Lastly the plaintiff has failed to raise a question of fact to demonstrate that the defendant was a successor in interest to Raimondo Motor cars. The plaintiff has failed to provide any evidence to raise a question of fact that Silver Star Auto impliedly assumed Raimondo's tort liability; that a consolidation or merger of the seller and the buyer occurred; that Silver Star was a mere continuation of Raimondo; that there was a defacto merger, or that the transaction was fraudulently entered into between the parties (see Schumacher v Richards Shear Co., 59 NY2d 239[1983]). Here there was no showing that the parties to the transaction "become owners together of what formerly belonged to each" (Van Nocker v. A.W. Chesteron, Co. (In re N.Y. City Asbestos Litig.),15 AD3d 254 [1st Dept. 2005]; Jelvakov v. AHL Processing Equip. Co., 3 AD3d 519 [2d Dept. 2004]; Subramani v. Bruno Mach. Corp., 289 AD2d 167 [1st Dept. 2001]).
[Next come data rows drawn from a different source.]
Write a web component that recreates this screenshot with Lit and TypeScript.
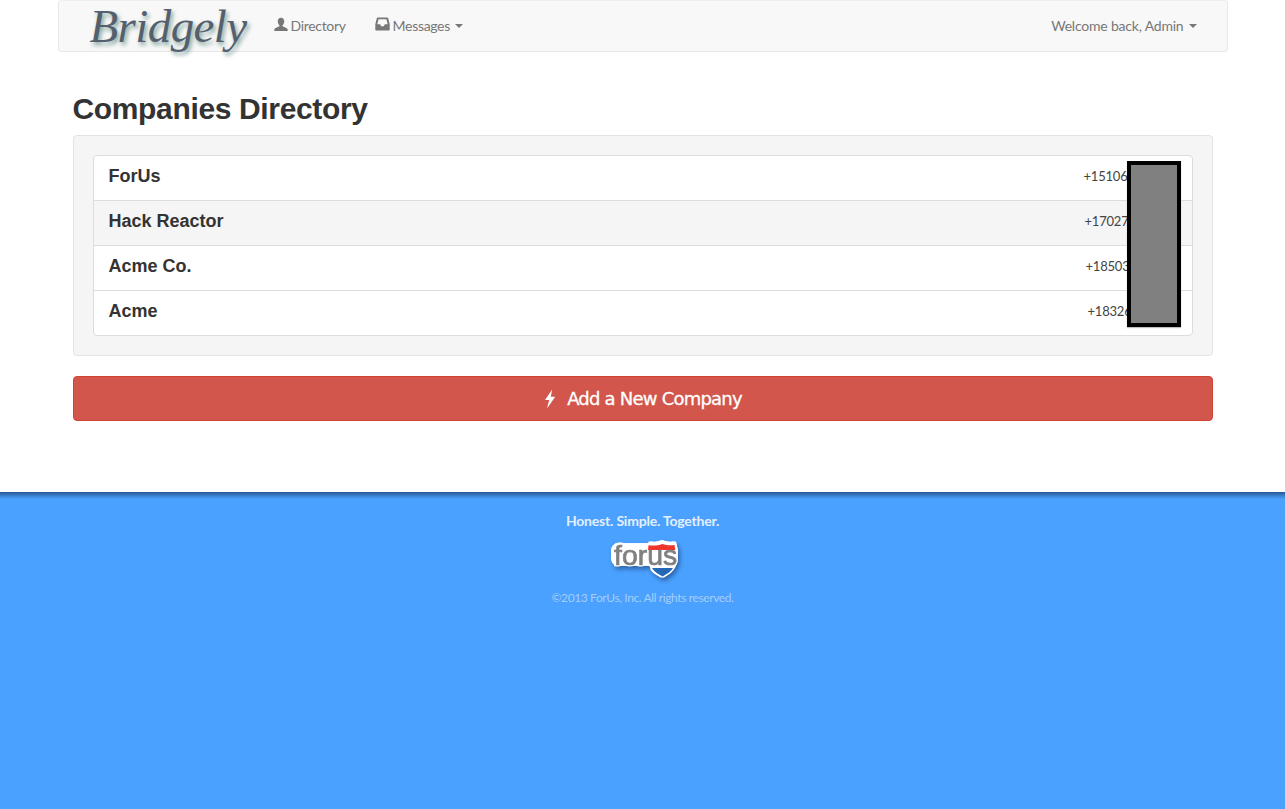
import { LitElement, css, html, svg } from "lit";
import { customElement } from "lit/decorators.js";

interface ICompany {
  name: string;
  phone: string;
  offset: number;
}

// offset = how far the number starts from the redaction box, the numbers are not aligned
const companies: Array<ICompany> = [
  { name: "ForUs", phone: "+15106", offset: 95 },
  { name: "Hack Reactor", phone: "+17027", offset: 94 },
  { name: "Acme Co.", phone: "+18503", offset: 93 },
  { name: "Acme", phone: "+18326", offset: 91 },
];

const userIcon = svg`<svg class="glyph" viewBox="0.3 0.3 13.4 13.4" width="14" height="15">
  <path fill="currentColor" d="M7 0.6c2 0 3.1 1.5 3.1 3.4 0 1.5-.7 3-1.500 3.700-.3.3-.2 1 .3 1.200 1.800.7 3.900 1.400 4.300 2.500.2.6.2 1.200.2 1.800H.6c0-.6 0-1.200.2-1.800.4-1.100 2.500-1.800 4.300-2.500.5-.2.6-.9.3-1.200C4.600 7 3.900 5.500 3.900 4 3.900 2.100 5 .6 7 .6z"/>
</svg>`;

const inboxIcon = svg`<svg class="glyph" viewBox="0 0 15 14" width="15" height="14">
  <path fill="currentColor" fill-rule="evenodd" d="M2.800.5h9.400c.5 0 .8.300 1 .7l1.500 6v5.300c0 .6-.4 1-1 1H1.300c-.6 0-1-.4-1-1V7.200l1.500-6c.2-.4.500-.7 1-.7zM3.600 2.200 2.300 7.300h2.900l.9 1.900h2.800l.9-1.900h2.900l-1.300-5.100z"/>
</svg>`;

const boltIcon = svg`<svg class="bolt" viewBox="0 0 12 20" width="12" height="20">
  <path fill="#fff" d="M8.200 0.500 1 11h4.200L3 19.500 11.200 7.800H6.800z"/>
</svg>`;

const forusLogo = svg`<svg class="logo" viewBox="0 0 72 42" width="72" height="42">
  <path fill="#fff" d="M39.500 4.500c3.500.8 8.500.6 12-1.200 4 1.800 8.500 2 12.500 1.200l1 4c1.500 5 1.500 11-.5 16-2 6-7.500 10-12.500 13-5-3-10-7-12-12H8c-3.500 0-6-3-6-7.500V14c0-5 3-7.500 6.500-7.500h31z"/>
  <path fill="#f0352b" d="M37.500 6.200c4.500.6 9.500.4 14-1.200 3.500 1.400 8 1.600 12 1l.8 5H37z"/>
  <path fill="#2467b5" d="M41 29h21c-2 3.500-6 6-10.500 8.500C47 35 43 32.500 41 29z"/>
  <text class="logo-text" x="3" y="26">forus</text>
</svg>`;

@customElement("app-root")
export class AppRoot extends LitElement {
  render() {
    return html`
      <div class="page">
        <nav class="navbar">
          <a class="brand">Bridgely</a>
          <ul class="nav">
            <li>${userIcon}Directory</li>
            <li>${inboxIcon}Messages<span class="caret"></span></li>
          </ul>
          <div class="welcome">Welcome back, Admin<span class="caret"></span></div>
        </nav>
        <main class="content">
          <h1>Companies Directory</h1>
          <div class="well">
            <div class="list">
              ${companies.map(
                (c) => html`
                  <div class="row">
                    <span class="name">${c.name}</span>
                    <span class="phone" style="width: ${c.offset}px">${c.phone}</span>
                  </div>
                `
              )}
            </div>
            <div class="redact"></div>
          </div>
          <button class="add">${boltIcon}Add a New Company</button>
        </main>
      </div>
      <footer class="footer">
        <div class="motto">Honest. Simple. Together.</div>
        ${forusLogo}
        <div class="copy">©2013 ForUs, Inc. All rights reserved.</div>
      </footer>
    `;
  }

  static styles = css`
    :host {
      display: flex;
      flex-direction: column;
      min-height: 809px;
      font-family: Lato, "Open Sans", sans-serif;
      color: #333;
      background: #fff;
    }
    .page {
      width: 1170px;
      height: 492px;
      margin: 0 auto;
      box-sizing: border-box;
    }
    .navbar {
      display: flex;
      align-items: center;
      height: 52px;
      box-sizing: border-box;
      background: #f8f8f8;
      border: 1px solid #e7e7e7;
      border-top-color: #eee;
      border-radius: 4px;
      padding: 0 30px 2px 31px;
      font-size: 14px;
      color: #777;
    }
    .brand {
      width: 184px;
      flex: none;
      margin-top: 2px;
      font-family: "Liberation Serif", serif;
      font-style: italic;
      font-size: 47px;
      line-height: 50px;
      letter-spacing: -0.6px;
      color: #55606f;
      text-shadow: 2px 3px 4px rgba(90, 135, 125, 0.75);
      white-space: nowrap;
    }
    .nav {
      display: flex;
      gap: 29px;
      list-style: none;
      margin: 0;
      padding: 0;
      letter-spacing: -0.32px;
    }
    .nav li {
      display: flex;
      align-items: center;
    }
    .glyph {
      margin-right: 3px;
      margin-top: -2px;
    }
    .welcome {
      display: flex;
      align-items: center;
      margin-left: auto;
      letter-spacing: -0.2px;
    }
    .caret {
      width: 0;
      height: 0;
      margin-left: 5px;
      margin-top: 2px;
      border-top: 4px solid #777;
      border-left: 4px solid transparent;
      border-right: 4px solid transparent;
    }
    .content {
      padding: 0 15px;
    }
    h1 {
      margin: 0;
      padding-top: 39px;
      height: 83px;
      box-sizing: border-box;
      font-family: "Liberation Sans", Arial, sans-serif;
      font-size: 30px;
      line-height: 36px;
      font-weight: 700;
      letter-spacing: -0.35px;
      color: #333;
    }
    .well {
      position: relative;
      padding: 19px;
      background: #f5f5f5;
      border: 1px solid #e3e3e3;
      border-radius: 4px;
    }
    .list {
      background: #fff;
      border: 1px solid #ddd;
      border-radius: 4px;
    }
    .row {
      display: flex;
      align-items: center;
      justify-content: space-between;
      height: 40px;
      padding: 0 15px 4px;
      border-top: 1px solid #ddd;
    }
    .row:first-child {
      border-top: none;
    }
    .row:nth-child(2) {
      background: #f5f5f5;
    }
    .name {
      font-family: "Liberation Sans", Arial, sans-serif;
      font-size: 18px;
      font-weight: 700;
      color: #333;
    }
    .phone {
      font-size: 13px;
      letter-spacing: -0.2px;
      margin-right: -2px;
      margin-top: -1px;
      color: #444;
    }
    .redact {
      position: absolute;
      left: 1053px;
      top: 25px;
      width: 46px;
      height: 158px;
      background: #808080;
      border: 4px solid #000;
      box-shadow: 0 1px 1px rgba(0, 0, 0, 0.25);
    }
    .add {
      display: flex;
      align-items: center;
      justify-content: center;
      gap: 11px;
      width: 100%;
      height: 45px;
      margin-top: 20px;
      padding: 0;
      background: #d2564b;
      border: 1px solid #d14233;
      border-radius: 4px;
      color: #fff;
      font-family: "DejaVu Sans", sans-serif;
      font-size: 18px;
      font-weight: 400;
      letter-spacing: -0.78px;
      -webkit-text-stroke: 0.3px #fff;
    }
    .bolt {
      margin-left: 1px;
    }
    .footer {
      flex: 1;
      display: flex;
      flex-direction: column;
      align-items: center;
      background: linear-gradient(rgba(25, 60, 105, 0.72), rgba(25, 60, 105, 0) 7px), #4aa1ff;
    }
    .motto {
      margin-top: 19px;
      height: 20px;
      font-size: 14px;
      line-height: 20px;
      font-weight: 700;
      letter-spacing: -0.2px;
      color: #e4effc;
    }
    .logo {
      margin-top: 8px;
      margin-left: 8px;
      overflow: visible;
      filter: drop-shadow(1.5px 0 0 #fff) drop-shadow(-1.5px 0 0 #fff) drop-shadow(0 1.5px 0 #fff)
        drop-shadow(0 -1.5px 0 #fff) drop-shadow(2px 3px 2px rgba(25, 55, 100, 0.55));
    }
    .logo-text {
      font-family: "Liberation Sans", sans-serif;
      font-size: 28.4px;
      fill: #808080;
      stroke: #808080;
      stroke-width: 0.7px;
    }
    .copy {
      margin-top: 9px;
      font-size: 12px;
      line-height: 16px;
      letter-spacing: -0.39px;
      color: #a3cdfb;
    }
  `;
}

declare global {
  interface HTMLElementTagNameMap {
    "app-root": AppRoot;
  }
}
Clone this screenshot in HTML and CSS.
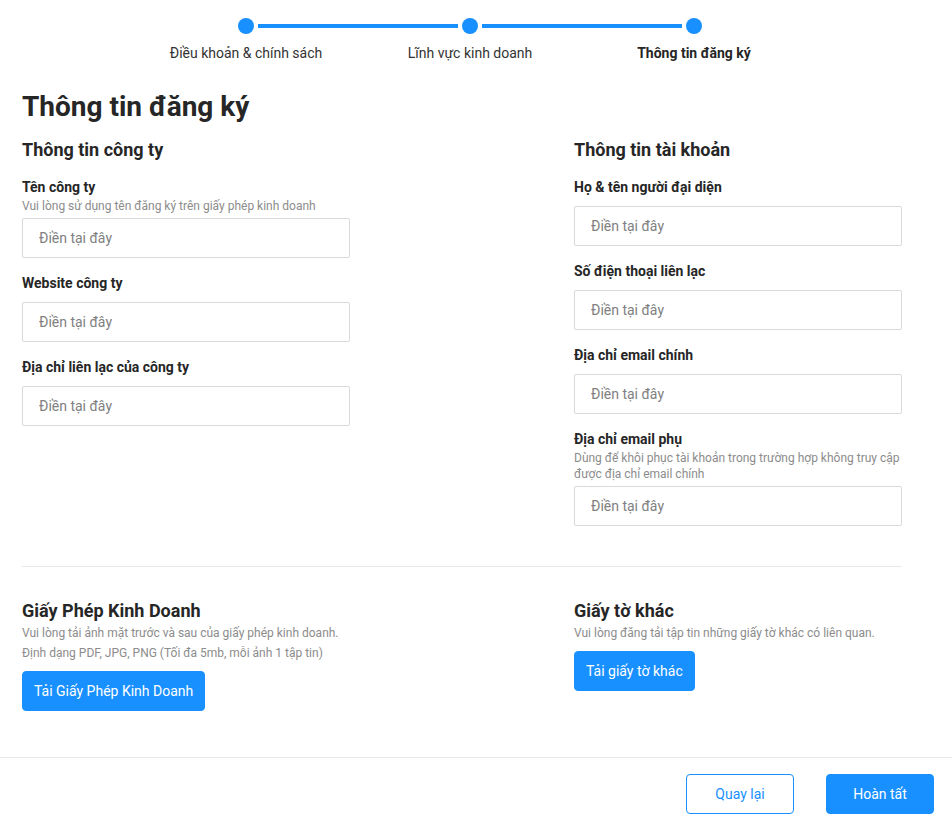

Therefore, the plaintiff, in opposition, has failed to raise a triable issue of fact to warrant the denial of the motion for summary judgment.
Accordingly, based upon the foregoing, it is hereby ORDERED, that the motion of Silver Star Auto Resources, LLC for summary judgment is granted and the plaintiff's complaint and all cross claims and counterclaims are dismissed as against said defendant only.